Comme cela a pu être rappelé, le Conseil d’Etat n’a pas suivi son Rapporteur public et a confirmé l’analyse de la Cour administrative d’appel de Marseille, exonérant de responsabilité les défendeurs.
A notre sens, le choix du Conseil d’Etat sur ce point aurait mérité d’être plus développé afin d’expliquer pour quelles raisons ce dernier a considéré que la tempête marine avait contribué à l’ampleur des inondations.
S’agissant du critère de l’irrésistibilité de l’évènement, ce dernier doit relever en principe d’une véritable impossibilité matérielle de faire face à l’évènement climatique. En l’espèce, il était soulevé par les requérants que la crue était « résistible » en ce que les merlons n’avaient pas joué le rôle de protection contre les inondations avec la même efficacité que le remblai avant qu’il soit modifié par la SNCF.
La question se posait donc de savoir à quel moment doit être apprécié la capacité du défendeur à surmonter le phénomène. Il a été suggéré par le Rapporteur public dans cette affaire, que ce critère soit apprécié, si l’évènement était prévisible à terme, en considération des différentes mesures de préventions ayant été auparavant déployées.
Par conséquent, dans ses conclusions, le Rapporteur public suggérait qu’il existait un doute quant au caractère irrésistible de l’évènement, étant donné qu’il n’était pas contesté que la SNCF avait un projet de confortement de son ouvrage.
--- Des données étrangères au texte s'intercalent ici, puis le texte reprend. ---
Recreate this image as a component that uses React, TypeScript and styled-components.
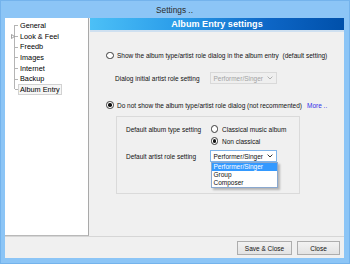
import React from "react"
import styled, { createGlobalStyle } from "styled-components"

const GlobalStyle = createGlobalStyle`
	html, body {
		margin: 0;
		padding: 0;
	}
	body {
		background: #8cc5f6;
		font-family: "Liberation Sans", Arial, sans-serif;
	}
`

const Frame = styled.div`
	width: 350px;
	height: 264px;
	box-sizing: border-box;
	background: #8cc5f6;
	border: 1px solid #74b3ec;
	display: flex;
	flex-direction: column;
	padding: 0 5px 5px 4px;
`

const TitleBar = styled.div`
	height: 17px;
	display: flex;
	align-items: center;
	justify-content: center;
	font-size: 8.3px;
	color: #2b2b2b;
`

const Client = styled.div`
	flex: 1;
	display: flex;
	flex-direction: column;
	background: #f0f0f0;
`

const Main = styled.div`
	flex: 1;
	display: flex;
	min-height: 0;
`

const Tree = styled.div`
	width: 84px;
	box-sizing: border-box;
	background: #fff;
	border-right: 1px solid #a9a9a9;
	border-bottom: 1px solid #b9b9b9;
	margin-right: 1px;
	padding-top: 2px;
	font-size: 7.3px;
	color: #000;
`

const TreeItem = styled.div<{ $first?: boolean; $last?: boolean }>`
	position: relative;
	height: 10.7px;
	display: flex;
	align-items: center;
	padding-left: 13px;

	&::before {
		content: "";
		position: absolute;
		left: 9px;
		top: ${(p) => (p.$first ? "50%" : "0")};
		bottom: ${(p) => (p.$last ? "50%" : "0")};
		border-left: 1px solid #b4b4b4;
	}
	&::after {
		content: "";
		position: absolute;
		left: 10px;
		top: 50%;
		width: 3px;
		border-top: 1px solid #b4b4b4;
	}
`

const TreeLabel = styled.span<{ $selected?: boolean }>`
	padding: 0 1px;
	line-height: 9px;
	border: 1px solid ${(p) => (p.$selected ? "#d2d2d2" : "transparent")};
	background: ${(p) => (p.$selected ? "#f6f6f6" : "transparent")};
`

const Expander = styled.svg`
	position: absolute;
	left: 6px;
	top: 3px;
	z-index: 1;
`

const Panel = styled.div`
	flex: 1;
	display: flex;
	flex-direction: column;
`

const Header = styled.div`
	height: 12px;
	display: flex;
	align-items: center;
	justify-content: center;
	background: linear-gradient(to right, #4cc0f7 0%, #2a9ce9 35%, #0d66c6 70%, #0050aa 100%);
	border-bottom: 2px solid #cfe0f0;
	color: #fff;
	font-weight: bold;
	font-size: 9.1px;
`

const Content = styled.div`
	display: flex;
	flex-direction: column;
	padding-left: 16px;
	font-size: 6.5px;
	color: #111;
	white-space: nowrap;
`

const RadioRow = styled.div<{ $top: number; $indent?: number }>`
	display: flex;
	align-items: center;
	height: 10px;
	margin-top: ${(p) => p.$top}px;
	padding-left: ${(p) => p.$indent || 0}px;
	gap: 3.5px;
`

const Radio = styled.span<{ $checked?: boolean }>`
	width: 7.5px;
	height: 7.5px;
	box-sizing: border-box;
	border-radius: 50%;
	border: 1px solid #3a3a3a;
	background: #fff;
	flex-shrink: 0;
	display: flex;
	align-items: center;
	justify-content: center;

	&::after {
		content: "";
		width: 3.5px;
		height: 3.5px;
		border-radius: 50%;
		background: ${(p) => (p.$checked ? "#111" : "transparent")};
	}
`

const MoreLink = styled.span`
	color: #2f2fe8;
	margin-left: 1.5px;
`

const SettingRow = styled.div<{ $top: number; $indent: number; $labelWidth: number }>`
	display: flex;
	align-items: center;
	margin-top: ${(p) => p.$top}px;
	padding-left: ${(p) => p.$indent}px;

	& > span:first-child {
		width: ${(p) => p.$labelWidth}px;
		flex-shrink: 0;
	}
`

const Select = styled.div<{ $disabled?: boolean }>`
	position: relative;
	width: 67px;
	height: ${(p) => (p.$disabled ? 12 : 11.5)}px;
	box-sizing: border-box;
	display: flex;
	align-items: center;
	justify-content: space-between;
	padding: 0 3px 0 2.5px;
	border: 1px solid ${(p) => (p.$disabled ? "#d9d9d9" : "#7eb4ea")};
	background: ${(p) => (p.$disabled ? "#efefef" : "#fff")};
	color: ${(p) => (p.$disabled ? "#a3a3a3" : "#111")};
`

const DropList = styled.div`
	position: absolute;
	left: 0;
	top: 10.5px;
	width: 67px;
	box-sizing: border-box;
	border: 1px solid #8aa8cf;
	background: #fff;
	box-shadow: 2px 2px 2px rgba(0, 0, 0, 0.25);
	z-index: 5;
`

const DropItem = styled.div<{ $active?: boolean }>`
	height: 8px;
	display: flex;
	align-items: center;
	padding-left: 1.5px;
	background: ${(p) => (p.$active ? "#3399ff" : "transparent")};
	color: ${(p) => (p.$active ? "#fff" : "#111")};
`

const GroupBox = styled.div`
	margin: 6px 0 0 10px;
	width: 184px;
	height: 78px;
	box-sizing: border-box;
	border: 1px solid #dadada;
	padding: 7px 0 0 9px;
	display: flex;
	flex-direction: column;
`

const GroupLine = styled.div<{ $top: number; $indent?: number }>`
	display: flex;
	align-items: center;
	height: 10px;
	margin-top: ${(p) => p.$top}px;
	padding-left: ${(p) => p.$indent || 0}px;

	& > span:first-child {
		width: 84px;
		flex-shrink: 0;
	}
`

const Option = styled.div`
	display: flex;
	align-items: center;
	gap: 4px;
	margin-left: 0.5px;
`

const ButtonBar = styled.div`
	height: 22px;
	box-sizing: border-box;
	border-top: 1px solid #d6d6d6;
	display: flex;
	justify-content: flex-end;
	align-items: flex-start;
	gap: 5px;
	padding: 4px 4px 0 0;
`

const Button = styled.button<{ $width: number }>`
	width: ${(p) => p.$width}px;
	height: 14px;
	box-sizing: border-box;
	padding: 0;
	border: 1px solid #adadad;
	background: linear-gradient(#f2f2f2, #e3e3e3);
	font-family: "Liberation Sans", Arial, sans-serif;
	font-size: 6.5px;
	color: #111;
`

const Chevron = ({ color }: { color: string }) => (
	<svg width="6" height="4" viewBox="0 0 6 4">
		<path d="M0.6 0.6 L3 3 L5.4 0.6" fill="none" stroke={color} strokeWidth="1" />
	</svg>
)

const treeItems = ["General", "Look & Feel", "Freedb", "Images", "Internet", "Backup", "Album Entry"]

const App = () => {
	return (
		<>
			<GlobalStyle />
			<Frame>
				<TitleBar>Settings ..</TitleBar>
				<Client>
					<Main>
						<Tree>
							{treeItems.map((name, i) => (
								<TreeItem key={name} $first={i === 0} $last={i === treeItems.length - 1}>
									{name === "Look & Feel" && (
										<Expander width="4" height="5" viewBox="0 0 4 5">
											<path d="M0.5 0.5 L3.5 2.5 L0.5 4.5 Z" fill="#fff" stroke="#8a8a8a" strokeWidth="0.8" />
										</Expander>
									)}
									<TreeLabel $selected={name === "Album Entry"}>{name}</TreeLabel>
								</TreeItem>
							))}
						</Tree>
						<Panel>
							<Header>Album Entry settings</Header>
							<Content>
								<RadioRow $top={18.5}>
									<Radio />
									<span>Show the album type/artist role dialog in the album entry&nbsp; (default setting)</span>
								</RadioRow>
								<SettingRow $top={11.5} $indent={9} $labelWidth={95}>
									<span>Dialog initial artist role setting</span>
									<Select $disabled>
										<span>Performer/Singer</span>
										<Chevron color="#b0b0b0" />
									</Select>
								</SettingRow>
								<RadioRow $top={16}>
									<Radio $checked />
									<span>Do not show the album type/artist role dialog (not recommented)</span>
									<MoreLink>More ..</MoreLink>
								</RadioRow>
								<GroupBox>
									<GroupLine $top={0}>
										<span>Default album type setting</span>
										<Option>
											<Radio />
											<span>Classical music album</span>
										</Option>
									</GroupLine>
									<GroupLine $top={2} $indent={84}>
										<Option>
											<Radio $checked />
											<span>Non classical</span>
										</Option>
									</GroupLine>
									<GroupLine $top={5}>
										<span>Default artist role setting</span>
										<Select>
											<span>Performer/Singer</span>
											<Chevron color="#333" />
											<DropList>
												<DropItem $active>Performer/Singer</DropItem>
												<DropItem>Group</DropItem>
												<DropItem>Composer</DropItem>
											</DropList>
										</Select>
									</GroupLine>
								</GroupBox>
							</Content>
						</Panel>
					</Main>
					<ButtonBar>
						<Button $width={55}>Save &amp; Close</Button>
						<Button $width={43}>Close</Button>
					</ButtonBar>
				</Client>
			</Frame>
		</>
	)
}

export default App
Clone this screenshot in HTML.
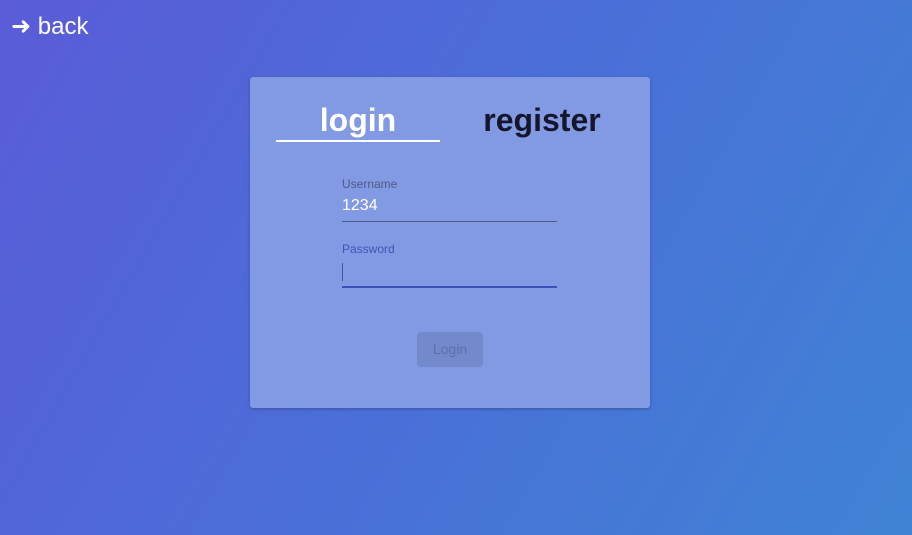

Cependant, le Conseil d’Etat, sur ce point également, n’a pas suivi son Rapporteur et a considéré que la Cour administrative d’appel n’avait commis aucune erreur de qualification juridique en jugeant que la conjonction exceptionnelle de phénomènes présentait un caractère irrésistible. A nouveau, sans expliquer réellement le sens de sa décision sur ce point, la décision de la Haute Juridiction nous paraît critiquable.
Enfin, il était également soulevé devant le Conseil d’Etat que des défauts de conception et d’entretien des merlons latéraux de protection des trémies avaient aggravé les conséquences dommageables de l’évènement.
En effet, pour rappel, la théorie de la force majeure n’est que partiellement exonératoire de responsabilité dès lors que les conséquences dommageables de l’évènement ont été aggravées par un ouvrage public par rapport à ce qu’elles auraient été en son absence (CE, 25 mai 1990, n°39460, 39497 ; voir également CE, 13 mai 1970, n°77122 et CAA Nantes, 27 janvier 2017, n°15NT01092).
Le Conseil d’Etat rejette cependant ces moyens, en indiquant qu’aucun défaut de conception ni d’entretien des merlons latéraux des trémies n’avait été établi par les requérants.
Cet arrêt, à mettre en perspective avec la récente décision de la Cour administrative d’appel de Marseille en date du 24 avril 2017 (n°15MA02331), qui a également retenu la qualification du cas de force majeure, donne donc une définition extensive d’une conjonction exceptionnelle de phénomènes de grande intensité caractérisant un cas de force majeure dans le domaine de la responsabilité du fait de dommages de travaux public.
En l’absence de plus amples indications sur les raisons pour lesquelles le Conseil d’Etat n’a pas suivi Rapporteur public, la décision nous paraît sévère à l’égard des requérants ayant subi un dommage en raison des inondations mais elle aura certainement pour effet de rassurer certains maîtres d’ouvrage.